Denver Water’s veteran manager, Chips Barry, died Sunday when his tractor apparently flipped accidentally on his farm in Hawaii where he produced macadamia nuts, coffee, and honey. When he failed to return from mowing on the farm at dusk, his wife, Gail Barry, went to look for him and found his lifeless body under the tractor, calling firefighters who used airbags to extricate Barry’s body.

“It makes me so sad, as he was so looking forward to his retirement and all the projects he had waiting,” Gail Barry says in an e-mail, according to The Denver Post. Barry, who was 66, was planning to retire later this year after guiding Denver Water, which serves more than 1.3 million metro-area customers, since 1991.

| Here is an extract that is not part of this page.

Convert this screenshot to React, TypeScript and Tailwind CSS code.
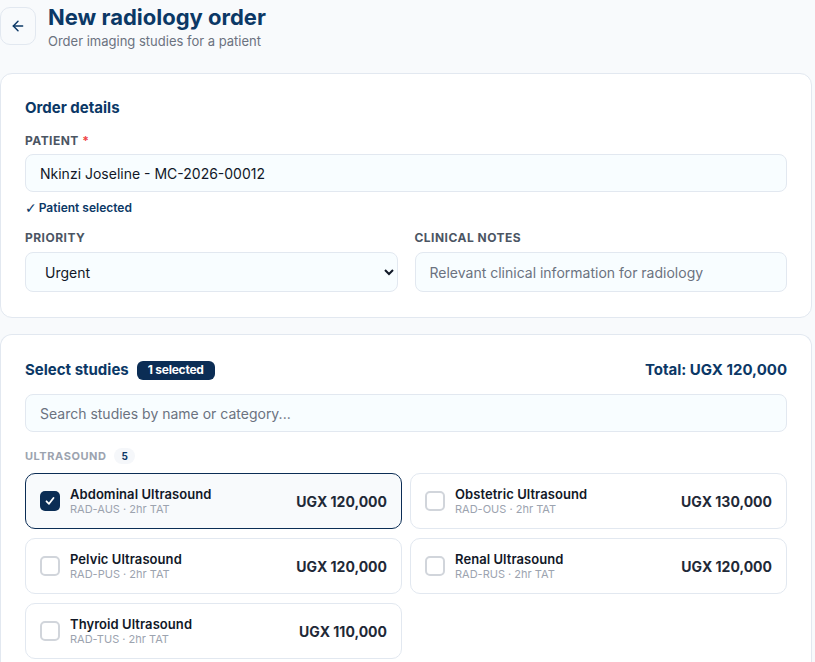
import React from "react";

const NAVY = "#0b3866";

type Study = { name: string; code: string; price: string; selected?: boolean };

const studies: Study[] = [
  { name: "Abdominal Ultrasound", code: "RAD-AUS", price: "UGX 120,000", selected: true },
  { name: "Obstetric Ultrasound", code: "RAD-OUS", price: "UGX 130,000" },
  { name: "Pelvic Ultrasound", code: "RAD-PUS", price: "UGX 120,000" },
  { name: "Renal Ultrasound", code: "RAD-RUS", price: "UGX 120,000" },
  { name: "Thyroid Ultrasound", code: "RAD-TUS", price: "UGX 110,000" },
];

function StudyCard({ s }: { s: Study }) {
  return (
    <div
      className={
        s.selected
          ? "flex h-[56px] items-center rounded-[10px] border border-[#0b2d55] bg-[#f8fafc] pl-[14px] pr-[14px]"
          : "flex h-[56px] items-center rounded-[10px] border border-[#e2e8f0] bg-white pl-[14px] pr-[14px]"
      }
    >
      {s.selected ? (
        <div className="flex h-[20px] w-[20px] items-center justify-center rounded-[5px] bg-[#0b2d55]">
          <svg width="12" height="12" viewBox="0 0 12 12" fill="none">
            <path d="M2.5 6.3 L5 8.8 L9.5 3" stroke="white" strokeWidth="1.8" strokeLinecap="round" strokeLinejoin="round" />
          </svg>
        </div>
      ) : (
        <div className="h-[20px] w-[20px] rounded-[5px] border-2 border-[#d1d5db] bg-white" />
      )}
      <div className="ml-[10px] flex flex-1 flex-col">
        <span className="text-[13px] font-semibold leading-[16px] tracking-[0.005em] text-[#111827]">{s.name}</span>
        <span className="text-[11px] leading-[14px] text-[#9ca3af]">{s.code} · 2hr TAT</span>
      </div>
      <span className="text-[14px] font-bold text-[#1f2937]">{s.price}</span>
    </div>
  );
}

export default function App() {
  return (
    <div
      className="min-h-[662px] w-[815px] bg-[#f8fafc]"
      style={{ fontFamily: "Inter, 'Noto Sans', sans-serif" }}
    >
      <div className="w-[812px]">
        {/* Header */}
        <div className="flex items-start gap-[12px] pt-[7px]">
          <button className="flex h-[38px] w-[36px] items-center justify-center rounded-[10px] border border-[#e2e8f0] bg-[#f8fafc]">
            <svg width="16" height="16" viewBox="0 0 24 24" fill="none" stroke={NAVY} strokeWidth="2.2" strokeLinecap="round" strokeLinejoin="round">
              <path d="M19 12H5" />
              <path d="M12 19l-7-7 7-7" />
            </svg>
          </button>
          <div className="-mt-[4px] flex flex-col">
            <h1 className="text-[22px] font-bold leading-[28px] text-[#0b3866]">New radiology order</h1>
            <p className="mt-[1px] text-[13px] leading-[18px] text-[#6b7280]">Order imaging studies for a patient</p>
          </div>
        </div>

        {/* Card 1 */}
        <div className="mt-[23px] rounded-[12px] border border-[#e2e8f0] bg-white px-[24px] pb-[25px] pt-[23px]">
          <h2 className="text-[15px] font-bold leading-[22px] text-[#0b3866]">Order details</h2>
          <div className="mt-[14px] text-[12px] font-bold uppercase leading-[16px] tracking-[0.04em] text-[#4b5563]">
            Patient <span className="text-[#ef4444]">*</span>
          </div>
          <div className="mt-[5px] flex h-[38px] items-center rounded-[8px] border border-[#e2e8f0] bg-[#f8fdff] px-[14px] text-[14px] text-[#111827]">
            Nkinzi Joseline - MC-2026-00012
          </div>
          <div className="mt-[8px] flex items-center text-[12px] font-semibold leading-[16px] text-[#0b3866]">
            <span className="mr-[2px] text-[14px] font-bold" style={{ fontFamily: "'DejaVu Sans', sans-serif" }}>✓</span>
            Patient selected
          </div>
          <div className="mt-[14px] grid grid-cols-2 gap-x-[17px]">
            <div className="flex flex-col">
              <label className="text-[12px] font-bold uppercase leading-[16px] tracking-[0.04em] text-[#4b5563]">Priority</label>
              <select
                defaultValue="Urgent"
                className="mt-[6px] h-[40px] rounded-[8px] border border-[#e2e8f0] bg-[#f8fdff] px-[15px] text-[14px] text-[#111827]"
              >
                <option>Routine</option>
                <option>Urgent</option>
                <option>STAT</option>
              </select>
            </div>
            <div className="flex flex-col">
              <label className="text-[12px] font-bold uppercase leading-[16px] tracking-[0.04em] text-[#4b5563]">Clinical notes</label>
              <input
                placeholder="Relevant clinical information for radiology"
                className="mt-[6px] h-[40px] rounded-[8px] border border-[#e2e8f0] bg-[#f8fdff] px-[14px] text-[14px] text-[#111827] placeholder:text-[#6b7280] outline-none"
              />
            </div>
          </div>
        </div>

        {/* Card 2 */}
        <div className="mt-[16px] rounded-t-[12px] border border-b-0 border-[#e2e8f0] bg-white px-[24px] pb-[3px] pt-[24px]">
          <div className="flex h-[22px] items-center justify-between">
            <div className="flex items-center gap-[8px]">
              <h2 className="text-[15px] font-bold text-[#0b3866]">Select studies</h2>
              <span className="flex h-[19px] items-center rounded-[6px] bg-[#0b2d55] px-[11px] text-[12px] font-bold tracking-[-0.02em] text-white">
                1 selected
              </span>
            </div>
            <span className="text-[15px] font-bold text-[#0b3866]">Total: UGX 120,000</span>
          </div>
          <input
            placeholder="Search studies by name or category..."
            className="mt-[13px] h-[38px] w-full rounded-[8px] border border-[#e2e8f0] bg-[#f8fdff] px-[14px] text-[14px] text-[#111827] placeholder:text-[#6b7280] outline-none"
          />
          <div className="mt-[16px] flex h-[16px] items-center gap-[8px]">
            <span className="text-[11px] font-bold uppercase tracking-[0.05em] text-[#9ca3af]">Ultrasound</span>
            <span className="flex h-[16px] items-center rounded-full bg-[#f5f7fa] px-[7px] text-[10px] font-bold text-[#0b3866]">5</span>
          </div>
          <div className="mt-[9px] grid grid-cols-2 gap-x-[8px] gap-y-[9px]">
            {studies.map((s) => (
              <StudyCard key={s.code} s={s} />
            ))}
          </div>
        </div>
      </div>
    </div>
  );
}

The state House and Senate both paused Monday for moments of silence to honor Barry. “This is a man who brought Denver Water into the 21st century, really brought us into the age of watching our consumption and brought us into the future,” says Representative Joel Judd, a Denver Democrat, of Barry (via the Denver Business Journal).

Governor Bill Ritter says: “Chips probably understood Colorado water better than anyone alive today. He revolutionized Denver Water, making it a national leader in conservation and a better partner for everyone who cares about this state.”

Barry was from Denver. He graduated from George Washington High School in 1962 and went on to Yale College, finishing cum laude in 1966 before earning a law degree from Columbia University Law School in 1969.

While at Denver Water, Barry oversaw a water conservation program, built a recycled water distribution system, invested in improved treatment facilities, and led efforts to guide the city after a major drought.

He was an important voice in 5280’s “Dry Times” story last month, and Natasha Gardner did a “Life According To” feature with Barry in 2008. It began, “My real name is Hamlet J. Barry III. I’m two chips off the old block. I have had to live with this forever.”